A noter également une mise en scène tout en symbole, travail de Cécile Bens’, chanteuse, musicienne de formation, musicothérapeute, qui a créé un atelier de music-hall à Raanana et va adapter en hébreu la comédie musicale de Gérard Presgurvic, Roméo et Juliette.
L’ensemble est fort, intense, déroutant. Autant pour le spectateur que pour les interprètes. « Il est difficile de quitter ces rôles », explique Elisabeth Kedem, animée d’un devoir de mémoire depuis toujours, et pour qui parler de la Shoah reste, aujourd’hui encore, essentiel. « On ne sort pas indemne d’une pièce telle que celle-ci », poursuit-elle, « d’autant que j’ai été rattrapée par mon histoire personnelle. Toutes les tirades de Nadia commencent par “août 1942“, mois de naissance de ma mère. Comme Laïla, mon grand-père a embarqué dans un train de la mort en octobre 1943. Et ma grand-mère, une grande résistante, se prénommait Léa comme mon personnage interrogé par la Gestapo. »

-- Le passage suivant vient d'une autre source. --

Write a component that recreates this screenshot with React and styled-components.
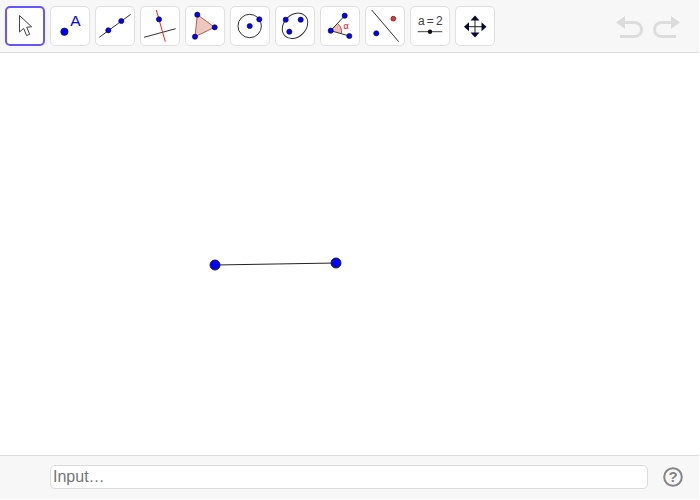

Bien sûr que la question d’interpréter une fiction, alors que tant de témoignages authentiques existent, a mérité réflexion, avoue Kedem. « Mais nous avons été séduites, Nadia et moi, par ce texte généreux et poétique, basé sur des seuls récits de femmes, en lien avec la Shoah ».
Et de fait, L’inconnue en rouge et noir est un hymne à la Femme avec un grand F et toutes les femmes mortes à Auschwitz, à tous les âges, tous les stades de leur vie, de toutes les conditions. Nul doute que le public féminin sera touché par ces bribes d’histoires tirées de ces temps pas si lointains où le mal absolu s’attaquait à tous, même à la veuve et à l’orpheline. Mais pas seulement, les hommes aussi y trouveront leur compte.
Petit bémol, un monologue de fin qui traîne légèrement en longueur, mais n’enlève rien au talent de ces deux comédiennes professionnelles, qui redonnent enfin au théâtre francophone israélien les lettres de noblesse qu’il mérite.